Calculate the force exerted on Lois

Using the force formula, we'll substitute the values for mass and acceleration: \(F = (50.0 \mathrm{~kg})(-600.0 \mathrm{~m}/\mathrm{s}^2) = -30000 \mathrm{~N}\) The force Superman exerts on Lois to bring her to a stop is \(30000 N\) in the upward direction.

Calculate the minimum time needed

Now, we will find the minimum time needed to stop Lois without exceeding her maximum acceleration. Lois' maximum acceleration can withstand is given as \(7g'\), where g is the gravitational acceleration, approximately \(9.81 \mathrm{~m}/\mathrm{s}^2\).

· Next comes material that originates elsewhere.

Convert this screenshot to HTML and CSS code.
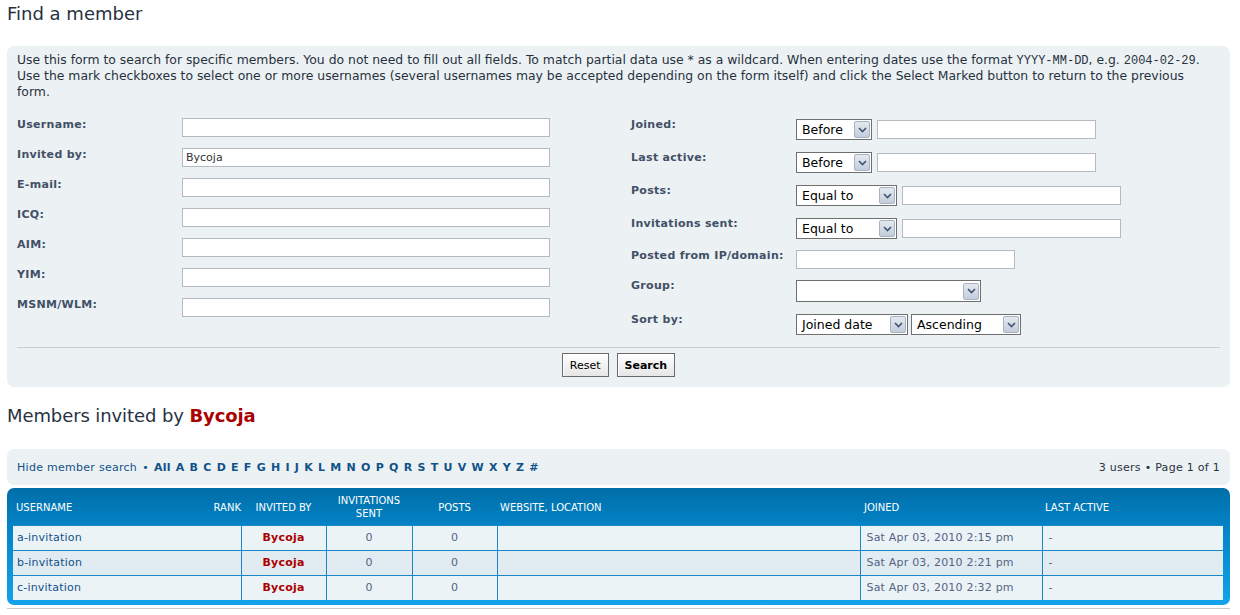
FILE: index.html
```html
<!DOCTYPE html>
<html lang="en">
<head>
<meta charset="utf-8">
<title>Find a member</title>
<link rel="stylesheet" href="styles.css">
</head>
<body>
<h2 class="title">Find a member</h2>
<form class="panel search-panel">
  <p class="intro">Use this form to search for specific members. You do not need to fill out all fields. To match partial data use * as a wildcard. When entering dates use the format <code>YYYY-MM-DD</code>, e.g. <code>2004-02-29</code>. Use the mark checkboxes to select one or more usernames (several usernames may be accepted depending on the form itself) and click the Select Marked button to return to the previous form.</p>
  <div class="fields">
    <div class="col col-left">
      <div class="row"><label class="lbl">Username:</label><input class="inp w-long" type="text"></div>
      <div class="row"><label class="lbl">Invited by:</label><input class="inp w-long" type="text" value="Bycoja"></div>
      <div class="row"><label class="lbl">E-mail:</label><input class="inp w-long" type="text"></div>
      <div class="row"><label class="lbl">ICQ:</label><input class="inp w-long" type="text"></div>
      <div class="row"><label class="lbl">AIM:</label><input class="inp w-long" type="text"></div>
      <div class="row"><label class="lbl">YIM:</label><input class="inp w-long" type="text"></div>
      <div class="row"><label class="lbl">MSNM/WLM:</label><input class="inp w-long" type="text"></div>
    </div>
    <div class="col col-right">
      <div class="rrow h33"><label class="lbl">Joined:</label><span class="sel w-before"><span class="sel-text">Before</span><span class="arrow"><svg width="9" height="6" viewBox="0 0 9 6"><path d="M1 1 L4.5 4.5 L8 1" fill="none" stroke="#3f5374" stroke-width="1.6"/></svg></span></span><input class="inp w-mid" type="text"></div>
      <div class="rrow h33"><label class="lbl">Last active:</label><span class="sel w-before"><span class="sel-text">Before</span><span class="arrow"><svg width="9" height="6" viewBox="0 0 9 6"><path d="M1 1 L4.5 4.5 L8 1" fill="none" stroke="#3f5374" stroke-width="1.6"/></svg></span></span><input class="inp w-mid" type="text"></div>
      <div class="rrow h33"><label class="lbl">Posts:</label><span class="sel w-equal"><span class="sel-text">Equal to</span><span class="arrow"><svg width="9" height="6" viewBox="0 0 9 6"><path d="M1 1 L4.5 4.5 L8 1" fill="none" stroke="#3f5374" stroke-width="1.6"/></svg></span></span><input class="inp w-mid" type="text"></div>
      <div class="rrow h32"><label class="lbl">Invitations sent:</label><span class="sel w-equal"><span class="sel-text">Equal to</span><span class="arrow"><svg width="9" height="6" viewBox="0 0 9 6"><path d="M1 1 L4.5 4.5 L8 1" fill="none" stroke="#3f5374" stroke-width="1.6"/></svg></span></span><input class="inp w-mid" type="text"></div>
      <div class="rrow h30"><label class="lbl">Posted from IP/domain:</label><input class="inp w-mid first" type="text"></div>
      <div class="rrow h34"><label class="lbl">Group:</label><span class="sel w-group tall"><span class="sel-text"></span><span class="arrow"><svg width="9" height="6" viewBox="0 0 9 6"><path d="M1 1 L4.5 4.5 L8 1" fill="none" stroke="#3f5374" stroke-width="1.6"/></svg></span></span></div>
      <div class="rrow"><label class="lbl">Sort by:</label><span class="sel w-sortkey"><span class="sel-text">Joined date</span><span class="arrow"><svg width="9" height="6" viewBox="0 0 9 6"><path d="M1 1 L4.5 4.5 L8 1" fill="none" stroke="#3f5374" stroke-width="1.6"/></svg></span></span><span class="sel w-sortdir"><span class="sel-text">Ascending</span><span class="arrow"><svg width="9" height="6" viewBox="0 0 9 6"><path d="M1 1 L4.5 4.5 L8 1" fill="none" stroke="#3f5374" stroke-width="1.6"/></svg></span></span></div>
    </div>
  </div>
  <hr class="sep">
  <div class="buttons">
    <button type="reset" class="btn">Reset</button>
    <button type="button" class="btn primary">Search</button>
  </div>
</form>

<h2 class="title sub">Members invited by <span class="user">Bycoja</span></h2>

<div class="panel navbar">
  <div class="nav-left">
    <a class="nav-link" href="#">Hide member search</a>
    <span class="bullet">&bull;</span>
    <span class="letters">
      <a href="#">All</a><a href="#">A</a><a href="#">B</a><a href="#">C</a><a href="#">D</a><a href="#">E</a><a href="#">F</a><a href="#">G</a><a href="#">H</a><a href="#">I</a><a href="#">J</a><a href="#">K</a><a href="#">L</a><a href="#">M</a><a href="#">N</a><a href="#">O</a><a href="#">P</a><a href="#">Q</a><a href="#">R</a><a href="#">S</a><a href="#">T</a><a href="#">U</a><a href="#">V</a><a href="#">W</a><a href="#">X</a><a href="#">Y</a><a href="#">Z</a><a href="#">#</a>
    </span>
  </div>
  <div class="nav-right">3 users &bull; Page <strong class="pg">1</strong> of <strong class="pg">1</strong></div>
</div>

<div class="forumbg">
  <table class="members">
    <thead>
      <tr>
        <th class="c-name"><span class="rank">Rank</span>Username</th>
        <th class="c-inv center">Invited by</th>
        <th class="c-sent center">Invitations sent</th>
        <th class="c-posts center">Posts</th>
        <th class="c-web">Website, Location</th>
        <th class="c-joined">Joined</th>
        <th class="c-active">Last active</th>
      </tr>
    </thead>
    <tbody>
      <tr class="bg1">
        <td class="first"><a href="#" class="uname">a-invitation</a></td>
        <td class="center"><a href="#" class="inviter">Bycoja</a></td>
        <td class="center">0</td>
        <td class="center">0</td>
        <td></td>
        <td class="date">Sat Apr 03, 2010 2:15 pm</td>
        <td class="date">-</td>
      </tr>
      <tr class="bg2">
        <td class="first"><a href="#" class="uname">b-invitation</a></td>
        <td class="center"><a href="#" class="inviter">Bycoja</a></td>
        <td class="center">0</td>
        <td class="center">0</td>
        <td></td>
        <td class="date">Sat Apr 03, 2010 2:21 pm</td>
        <td class="date">-</td>
      </tr>
      <tr class="bg1">
        <td class="first"><a href="#" class="uname">c-invitation</a></td>
        <td class="center"><a href="#" class="inviter">Bycoja</a></td>
        <td class="center">0</td>
        <td class="center">0</td>
        <td></td>
        <td class="date">Sat Apr 03, 2010 2:32 pm</td>
        <td class="date">-</td>
      </tr>
    </tbody>
  </table>
</div>
<div class="bottom-line"></div>
</body>
</html>
```

FILE: styles.css
```css
* { box-sizing: border-box; }

html, body { background: #ffffff; }

body {
  margin: 0;
  padding: 0 10px 0 7px;
  font-family: "DejaVu Sans", Verdana, sans-serif;
  font-size: 11px;
  color: #536482;
}

a { text-decoration: none; color: #105289; }

.title {
  margin: 0 0 18px 0;
  font-size: 18px;
  line-height: 28px;
  font-weight: normal;
  color: #28313f;
}

.title.sub {
  margin: 15px 0 19px 0;
  letter-spacing: -0.1px;
}

.title .user {
  color: #aa0000;
  font-weight: bold;
}

.panel {
  background: #ecf1f3;
  border-radius: 7px;
}

.search-panel {
  margin: 0;
  padding: 6px 10px 10px 10px;
}

.intro {
  margin: 0;
  font-size: 12.4px;
  line-height: 16px;
  color: #28313f;
}

.intro code {
  font-family: "Liberation Mono", "Courier New", monospace;
  font-size: 12px;
  line-height: 1;
  white-space: nowrap;
}

.fields {
  display: grid;
  grid-template-columns: 614px 1fr;
  margin-top: 18px;
  margin-bottom: 12px;
}

.col { display: flex; flex-direction: column; }

.col-right { padding-top: 1px; }

.row {
  display: flex;
  align-items: flex-start;
  height: 30px;
}

.rrow {
  display: flex;
  align-items: flex-start;
}

.h33 { height: 33px; }
.h32 { height: 32px; }
.h30 { height: 30px; }
.h34 { height: 34px; }

.lbl {
  width: 165px;
  flex: none;
  font-weight: bold;
  color: #425067;
  line-height: 16px;
  letter-spacing: 0.3px;
  margin-top: -1px;
}

.rrow .lbl { margin-top: -2px; }

.inp {
  height: 19px;
  border: 1px solid #b4bac0;
  background: #ffffff;
  padding: 0 3px;
  font-family: "DejaVu Sans", Verdana, sans-serif;
  font-size: 11px;
  color: #333333;
  outline: none;
}

.w-long { width: 368px; }
.w-mid { width: 219px; margin-left: 5px; margin-top: 1px; }
.w-mid.first { margin-left: 0; margin-top: 0; }

.sel {
  display: flex;
  align-items: center;
  justify-content: space-between;
  height: 21px;
  border: 1px solid #6f6f6f;
  background: #ffffff;
  padding: 0 1px 0 5px;
  color: #000000;
  font-size: 12.5px;
  flex: none;
}

.sel.tall { height: 22px; }

.sel-text { white-space: nowrap; }

.arrow {
  width: 16px;
  height: 17px;
  border: 1px solid #a7b2c2;
  border-radius: 2px;
  background: linear-gradient(to bottom, #e4e9f0, #c3cdda);
  display: flex;
  align-items: center;
  justify-content: center;
}

.w-before { width: 76px; }
.w-equal { width: 101px; }
.w-group { width: 185px; }
.w-sortkey { width: 112px; }
.w-sortdir { width: 110px; margin-left: 3px; }

.sep {
  margin: 0;
  border: 0;
  border-top: 1px solid #cccccc;
  height: 0;
}

.buttons {
  display: flex;
  justify-content: center;
  gap: 8px;
  margin-top: 5px;
}

.btn {
  height: 24px;
  padding: 0 7px;
  border: 1px solid #6a6a6a;
  background: linear-gradient(to bottom, #ffffff, #e6e6e6);
  font-family: "DejaVu Sans", Verdana, sans-serif;
  font-size: 11px;
  color: #000000;
  box-shadow: inset 1px 1px 0 #ffffff;
}

.btn.primary { font-weight: bold; }

.navbar {
  height: 36px;
  padding: 0 10px;
  display: flex;
  align-items: center;
  justify-content: space-between;
  margin-bottom: 3px;
  letter-spacing: 0.28px;
}

.nav-left { display: flex; align-items: center; }

.nav-link { color: #105289; }

.bullet { margin: 0 5px 0 5px; color: #105289; }

.letters { display: flex; gap: 5px; }

.letters a { font-weight: bold; color: #105289; }

.nav-right { color: #28313f; }

.pg { font-weight: normal; }

.forumbg {
  background: linear-gradient(to bottom, #006ea8 0px, #0384c8 40px, #12a3eb 100%);
  border-radius: 7px;
  padding: 0 7px 5px 6px;
}

.members {
  width: 100%;
  border-collapse: collapse;
  table-layout: fixed;
}

.members th {
  height: 37px;
  padding: 2px 3px 0 3px;
  color: #ffffff;
  font-weight: normal;
  font-size: 10px;
  line-height: 13px;
  text-transform: uppercase;
  text-align: left;
  vertical-align: middle;
}

.members th.center { text-align: center; }

.rank { float: right; margin-right: -3px; }

.c-name { width: 228px; }
.c-inv { width: 85px; }
.c-sent { width: 86px; }
.c-posts { width: 85px; }
.c-web { width: 363px; }
.c-joined { width: 182px; padding-left: 4px !important; }
.c-active { width: 181px; }

.members td {
  height: 25px;
  padding: 0 4px;
  border-top: 1px solid #1a88c6;
  border-left: 1px solid #1a88c6;
  color: #536482;
  font-size: 11px;
  letter-spacing: 0.2px;
  vertical-align: middle;
}

.members td.first { border-left: 0; }

.members td.center { text-align: center; }

.members td.date { padding-left: 6px; }

.bg1 td { background: #ecf3f7; }
.bg2 td { background: #e1ebf2; }

.uname { color: #105289; }

.inviter { color: #aa0000; font-weight: bold; }

.bottom-line {
  margin-top: 3px;
  border-top: 1px solid #cccccc;
}
```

Thus, her maximum acceleration is: \(max\_a = 7 \times 9.81 = 68.67 \mathrm{~m}/\mathrm{s}^2\) Now, we have to find the minimum time necessary. We can rearrange the acceleration formula to find the time: \(t = \frac{v_f - v_i}{a}\) where \(t\) = minimum time to stop Lois \(v_f\) = final velocity (0m/s, since she will be stopped) \(v_i\) = initial velocity (60.0m/s, given as her terminal velocity) \(a\) = maximum acceleration (68.67m/s^2, as calculated above)

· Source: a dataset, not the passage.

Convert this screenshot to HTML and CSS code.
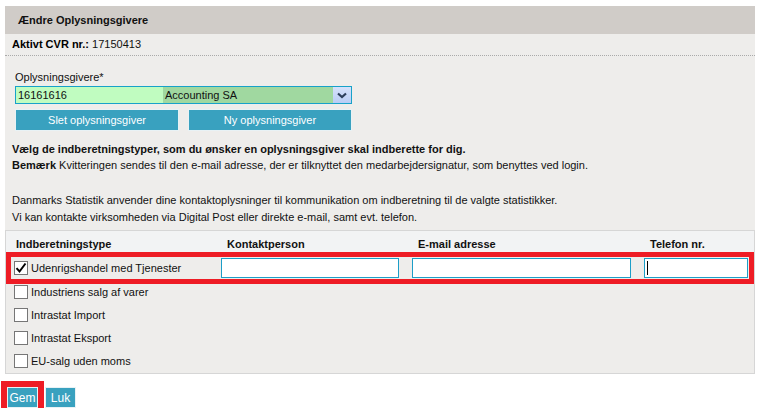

Calculate the minimum time

Now we substitute the values into the formula to find the minimum time: \(t = \frac{0 - 60}{68.67} = \frac{-60.0}{68.67} ≈ -0.874 \mathrm{~s}\) Since time should be positive, we will take the absolute value: \(t = 0.874 \mathrm{~s}\) Therefore, Superman should take at least \(0.874\) seconds to stop Lois after he starts slowing her down to ensure her maximum acceleration isn't exceeded.

Key concepts

Acceleration

When discussing motion, acceleration plays a critical role. It tells us how quickly an object changes its velocity. In the scenario with Lois Lane, acceleration occurs as Superman decelerates her from a high-speed fall to a complete stop. This change is vital to analyze. The basic formula used for calculating acceleration is: \[ a = \frac{v_f - v_i}{t} \] Where:

• \(a\) = acceleration
• \(v_f\) = final velocity (for Lois, it is 0 m/s, as she stops)
• \(v_i\) = initial velocity (in this case, 60.0 m/s)
• \(t\) = time period over which this change occurs (0.100 seconds in this problem)

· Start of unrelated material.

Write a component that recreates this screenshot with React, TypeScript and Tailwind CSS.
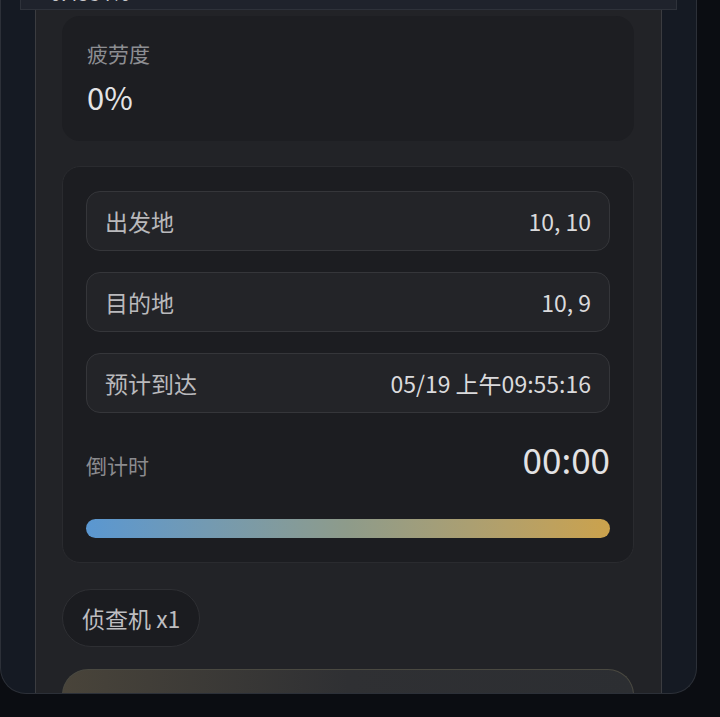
import React from 'react';

const font = { fontFamily: '"Noto Sans CJK SC", "Noto Sans", sans-serif' };

interface RowProps {
    label: string;
    value: string;
}

const InfoRow: React.FC<RowProps> = ({ label, value }) => (
    <div className="flex h-[60px] items-center justify-between rounded-[14px] border border-[#35363a] bg-[#232428] px-[18px]">
        <span className="text-[23px] text-[#b9b9bc]">{label}</span>
        <span className="text-[23px] text-[#dadadc]">{value}</span>
    </div>
);

const App: React.FC = () => {
    const rows: RowProps[] = [
        { label: '出发地', value: '10, 10' },
        { label: '目的地', value: '10, 9' },
        { label: '预计到达', value: '05/19 上午09:55:16' },
    ];

    return (
        <div className="h-[717px] w-[720px] overflow-hidden bg-[#0b0d12]" style={font}>
            <div className="flex h-[694px] w-[697px] flex-col rounded-b-[26px] border border-t-0 border-[#2c3038] bg-[#151a23] px-[19px]">
                {/* top strip, scrolled mostly out of view */}
                <div className="h-[10px] overflow-hidden border-x border-b border-[#2e323a] bg-[#1f232c]">
                    <div className="-mt-[19px] pl-[29px] text-[20px] leading-[24px] text-[#c8c8cc]">0.4584%</div>
                </div>

                <div className="mx-[15px] flex min-h-0 flex-1 flex-col overflow-hidden border-x border-[#3b3c40] bg-[#222327] pl-[26px] pr-[27px] pt-[6px]">
                    {/* fatigue */}
                    <div className="flex h-[125px] shrink-0 flex-col rounded-[18px] bg-[#1d1e22] px-[25px] pt-[23px]">
                        <span className="text-[21px] leading-[28px] text-[#8d8e92]">疲劳度</span>
                        <span className="mt-[10px] text-[31px] leading-[40px] text-[#e4e4e6]">0%</span>
                    </div>

                    {/* route */}
                    <div className="mt-[25px] flex shrink-0 flex-col rounded-[18px] border border-[#2a2b2f] bg-[#1c1d21] px-[23px] py-[24px]">
                        <div className="flex flex-col gap-[21px]">
                            {rows.map((r) => (
                                <InfoRow key={r.label} label={r.label} value={r.value} />
                            ))}
                        </div>
                        <div className="mt-[25px] flex items-end justify-between">
                            <span className="text-[21px] leading-[30px] text-[#8b8b8f]">倒计时</span>
                            <span className="text-[35px] leading-[42px] text-[#e2e2e4]">00:00</span>
                        </div>
                        <div className="mt-[39px] h-[19px] rounded-full bg-gradient-to-r from-[#5a97d1] via-[#8e9b8a] to-[#cba24c]" />
                    </div>

                    {/* units */}
                    <div className="mt-[26px] flex shrink-0">
                        <div className="flex h-[58px] items-center rounded-full border border-[#2e2f33] bg-[#1b1c20] px-[19px]">
                            <span className="text-[23px] text-[#bebec1]">侦查机 x1</span>
                        </div>
                    </div>

                    {/* next card, cut off */}
                    <div className="mt-[22px] h-[60px] shrink-0 rounded-t-[26px] border border-b-0 border-[#4a4941] bg-gradient-to-r from-[#49443a] via-[#2f3033] to-[#2c2e32]" />
                </div>
            </div>
        </div>
    );
};

export default App;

By substituting in the known values, we see that Lois experiences a dramatic change in velocity over a very short time frame. This scenario highlights how acceleration isn't just about speeding up but also slowing down.

Force Calculation

Newton's Second Law of Motion provides a clear path to understand forces involved in motion. This law is captured using the equation: \[ F = ma \] In the Lois Lane example, it's necessary to calculate the force Superman must exert to safely stop her fall. Here's what's involved: - **Mass** - Lois's mass impacts how much force is needed. In this case, her mass is 50.0 kg.- **Acceleration** - Previously calculated as \(-600.0 \mathrm{~m/s}^2\) from her initial terminal velocity to a stop.By multiplying mass and acceleration, we derive the force. Substituting the values gives: \[ F = (50.0 \mathrm{~kg})(-600.0 \mathrm{~m/s}^2) = -30000 \mathrm{~N} \] The negative sign indicates the direction is opposite to Lois's fall, meaning the force is upwards. This immense force underscores the strength Superman needs.

Terminal Velocity

Terminal velocity is the constant speed that a freely falling object eventually reaches when the resistance of the medium prevents further acceleration. For Lois Lane, as she falls, air resistance reaches a point where it balances the force of gravity, leading her to fall at a steady terminal velocity of 60.0 m/s. Understanding terminal velocity involves noting a few critical factors:

• **Mass of the object**: Heavier objects have a higher terminal velocity given more force is required to balance gravity.
• **Air resistance**: This force opposes motion and depends on shape, size, and surface, explaining why falling objects reach a steady speed.

In Lois's case, knowing her terminal velocity helps Superman calculate the right amount of force and the required time to decelerate her safely when catching her. This showcases how physics principles guide heroic acts even in movies.